Implementing a successful mid-scale vermicomposting program at your site begins with a shifting of old paradigms, and with the vision and willingness to make a difference in your community and in the world. Always involve as many people in the initial process as you can. Involvement by others will achieve more "buy-in" and a greater long-term success rate for your program.

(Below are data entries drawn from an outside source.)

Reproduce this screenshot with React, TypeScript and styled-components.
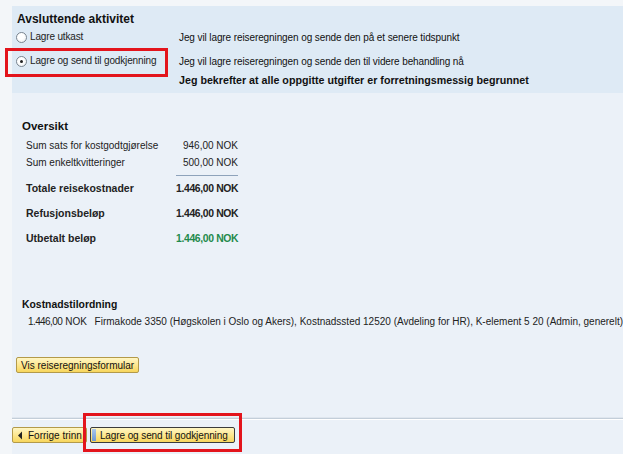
import React from 'react';
import styled, { createGlobalStyle } from 'styled-components';

const GlobalStyle = createGlobalStyle`
  html, body {
    margin: 0;
    padding: 0;
    background: #f3f6f9;
  }
  body {
    font-family: Tahoma, "Liberation Sans", Arial, sans-serif;
    font-size: 10px;
    color: #000;
  }
`;

const Page = styled.div`
  width: 623px;
  height: 454px;
  padding: 6px 0 0 12px;
  box-sizing: border-box;
  overflow: hidden;
`;

const Content = styled.div`
  background: #ebf1f8;
  height: 100%;
  display: flex;
  flex-direction: column;
`;

const ActivitySection = styled.section`
  background: #deeaf5;
  height: 87px;
  box-sizing: border-box;
  padding: 5px 0 0 5px;
`;

const Title = styled.h2<{ $size?: number }>`
  margin: 0;
  font-size: ${(p) => p.$size ?? 12}px;
  line-height: 16px;
  font-weight: bold;
  color: #111;
  white-space: nowrap;
`;

const OptionRow = styled.div<{ $top: number }>`
  display: grid;
  grid-template-columns: 162px 1fr;
  align-items: center;
  height: 18px;
  margin-top: ${(p) => p.$top}px;
`;

const RadioLabel = styled.label<{ $highlight?: boolean }>`
  position: relative;
  display: flex;
  align-items: center;
  gap: 3px;
  height: 12px;
  line-height: 12px;
  font-size: 10px;
  letter-spacing: -0.15px;
  color: #222;
  white-space: nowrap;

  ${(p) =>
    p.$highlight &&
    `
    &::after {
      content: '';
      position: absolute;
      left: -12px;
      top: -7px;
      width: 163px;
      height: 29px;
      box-sizing: border-box;
      border: 3px solid #e3141c;
      pointer-events: none;
    }
  `}
`;

const RadioDot = styled.span<{ $checked?: boolean }>`
  width: 11px;
  height: 11px;
  border-radius: 50%;
  border: 1px solid #7a8590;
  background: radial-gradient(circle at 40% 35%, #ffffff 40%, #e4e8ec 100%);
  box-sizing: border-box;
  display: flex;
  align-items: center;
  justify-content: center;
  margin-left: -1px;
  flex-shrink: 0;

  &::before {
    content: '';
    width: 3px;
    height: 3px;
    border-radius: 50%;
    background: ${(p) => (p.$checked ? '#222' : 'transparent')};
  }
`;

const Description = styled.span<{ $strong?: boolean }>`
  font-size: ${(p) => (p.$strong ? 10.7 : 10)}px;
  letter-spacing: ${(p) => (p.$strong ? 0 : -0.1)}px;
  font-weight: ${(p) => (p.$strong ? 'bold' : 'normal')};
  color: #111;
  white-space: nowrap;
`;

const OverviewSection = styled.section`
  padding: 25px 0 0 10px;
`;

const SummaryTable = styled.div`
  display: grid;
  grid-template-columns: 150px 62px;
  margin: 3px 0 0 4px;
`;

const SummaryLabel = styled.div<{ $bold?: boolean; $h: number }>`
  grid-column: 1;
  height: ${(p) => p.$h}px;
  line-height: ${(p) => p.$h}px;
  font-size: ${(p) => (p.$bold ? 10.5 : 10)}px;
  font-weight: ${(p) => (p.$bold ? 'bold' : 'normal')};
  color: #222;
  white-space: nowrap;
`;

const SummaryValue = styled.div<{ $bold?: boolean; $green?: boolean; $h: number }>`
  grid-column: 2;
  height: ${(p) => p.$h}px;
  line-height: ${(p) => p.$h}px;
  text-align: right;
  font-size: ${(p) => (p.$bold ? 10.4 : 10)}px;
  letter-spacing: ${(p) => (p.$bold ? -0.35 : 0)}px;
  font-weight: ${(p) => (p.$bold ? 'bold' : 'normal')};
  color: ${(p) => (p.$green ? '#1f8a4c' : '#222')};
  white-space: nowrap;
`;

const Divider = styled.div`
  grid-column: 2;
  height: 1px;
  margin: 4px 0 0;
  background: #8ea3bb;
`;

const CostSection = styled.section`
  padding: 46px 0 0 10px;
`;

const CostRow = styled.div`
  display: flex;
  margin: 3px 0 0 6px;
  font-size: 10px;
  color: #222;
  white-space: nowrap;
`;

const CostAmount = styled.span`
  width: 38px;
  letter-spacing: -0.6px;
`;

const CostCurrency = styled.span`
  width: 30px;
`;

const ButtonArea = styled.div`
  padding: 30px 0 0 4px;
`;

const YellowButton = styled.button<{ $primary?: boolean }>`
  position: relative;
  display: inline-flex;
  align-items: center;
  gap: 4px;
  height: 16px;
  padding: 0 ${(p) => (p.$primary ? 6 : 4)}px 0 ${(p) => (p.$primary ? 9 : 4)}px;
  font-family: Tahoma, "Liberation Sans", Arial, sans-serif;
  font-size: 10px;
  letter-spacing: ${(p) => (p.$primary ? -0.1 : 0)}px;
  color: #111;
  border: 1px solid ${(p) => (p.$primary ? '#3b3b3b' : '#b39a4a')};
  border-radius: 2px;
  background: linear-gradient(#fff6c4 0%, #fde790 50%, #f7d65c 100%);
  cursor: pointer;
  box-sizing: border-box;
  white-space: nowrap;

  ${(p) =>
    p.$primary &&
    `
    &::before {
      content: '';
      position: absolute;
      left: 1px;
      top: 1px;
      bottom: 1px;
      width: 4px;
      background: linear-gradient(#a9c6ec, #6f98d2);
    }
  `}
`;

const Footer = styled.div`
  margin-top: auto;
  border-top: 1px solid #c3ced9;
  box-shadow: 0 -1px 0 #dfe6ee, inset 0 1px 0 #ffffff;
  padding: 8px 0 11px 0;
  display: flex;
  gap: 3px;
`;

const Highlight = styled.span`
  position: relative;
  display: inline-flex;

  &::after {
    content: '';
    position: absolute;
    left: -7px;
    top: -14px;
    right: -7px;
    bottom: -9px;
    border: 3px solid #e3141c;
    pointer-events: none;
  }
`;

const BackIcon = () => (
  <svg width="7" height="9" viewBox="0 0 7 9">
    <path d="M5 0.5 L1 4.5 L5 8.5 Z" fill="#222" />
  </svg>
);

export default function App() {
  return (
    <>
      <GlobalStyle />
      <Page>
        <Content>
          <ActivitySection>
            <Title>Avsluttende aktivitet</Title>
            <OptionRow $top={1}>
              <RadioLabel>
                <RadioDot />
                Lagre utkast
              </RadioLabel>
              <Description>Jeg vil lagre reiseregningen og sende den på et senere tidspunkt</Description>
            </OptionRow>
            <OptionRow $top={6}>
              <RadioLabel $highlight>
                <RadioDot $checked />
                Lagre og send til godkjenning
              </RadioLabel>
              <Description>Jeg vil lagre reiseregningen og sende den til videre behandling nå</Description>
            </OptionRow>
            <OptionRow $top={1}>
              <span />
              <Description $strong>Jeg bekrefter at alle oppgitte utgifter er forretningsmessig begrunnet</Description>
            </OptionRow>
          </ActivitySection>

          <OverviewSection>
            <Title $size={11.5}>Oversikt</Title>
            <SummaryTable>
              <SummaryLabel $h={17}>Sum sats for kostgodtgjørelse</SummaryLabel>
              <SummaryValue $h={17}>946,00 NOK</SummaryValue>
              <SummaryLabel $h={17}>Sum enkeltkvitteringer</SummaryLabel>
              <SummaryValue $h={17}>500,00 NOK</SummaryValue>
              <Divider />
              <SummaryLabel $bold $h={25}>Totale reisekostnader</SummaryLabel>
              <SummaryValue $bold $h={25}>1.446,00 NOK</SummaryValue>
              <SummaryLabel $bold $h={25}>Refusjonsbeløp</SummaryLabel>
              <SummaryValue $bold $h={25}>1.446,00 NOK</SummaryValue>
              <SummaryLabel $bold $h={25}>Utbetalt beløp</SummaryLabel>
              <SummaryValue $bold $green $h={25}>1.446,00 NOK</SummaryValue>
            </SummaryTable>
          </OverviewSection>

          <CostSection>
            <Title $size={10.4}>Kostnadstilordning</Title>
            <CostRow>
              <CostAmount>1.446,00</CostAmount>
              <CostCurrency>NOK</CostCurrency>
              <span>
                Firmakode 3350 (Høgskolen i Oslo og Akers), Kostnadssted 12520 (Avdeling for HR), K-element 5 20 (Admin, generelt)
              </span>
            </CostRow>
          </CostSection>

          <ButtonArea>
            <YellowButton>Vis reiseregningsformular</YellowButton>
          </ButtonArea>

          <Footer>
            <YellowButton>
              <BackIcon />
              Forrige trinn
            </YellowButton>
            <Highlight>
              <YellowButton $primary>Lagre og send til godkjenning</YellowButton>
            </Highlight>
          </Footer>
        </Content>
      </Page>
    </>
  );
}
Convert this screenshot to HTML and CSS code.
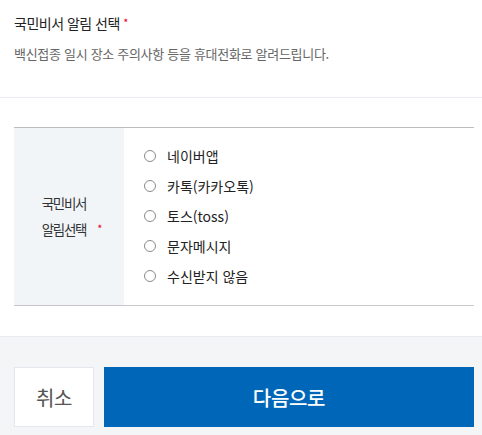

Checklist for Successful Mid-Scale Vermicomposting

  1. Conduct a waste audit. Parents, community members or a group of students can do this.
  2. Get funding. Pacific Gas and Electric gives mini-grants for projects that reduce waste generated on site. The American Association of Nurserymen gives grants to schools. The National Gardening Association in Burlington, Vermont, also gives small grants to schools.
  3. Involve all staff from the very beginning of the project. Start with students and staff meeting together to develop a plan. Keep one another informed every step of the way.
  4. Purchase the materials and have students assemble bins with staff or volunteers.
  5. Start small. Start where you can and build up the program as you go. Don't wait.
  6. Set up a schedule for waste flow. Provide clipboards for each bin.
  7. Monitor and record the daily health of the bins.
  8. Have students report their project to the school board. Invite local news personnel to the school. Have students conduct workshops on vermicomposting for the community.
  9. Use the castings to grow vegetables in the school garden or to nourish plants that beautify the school grounds.
  10. Know you are making a difference one step at a time.

Excerpted from Binet Payne, The Worm Café: Mid-Scale Vermicomposting of Lunchroom Waste — A Manual for Schools, Small Businesses, and Community Groups (Kalamazoo, MI: The Flower Press, 1999).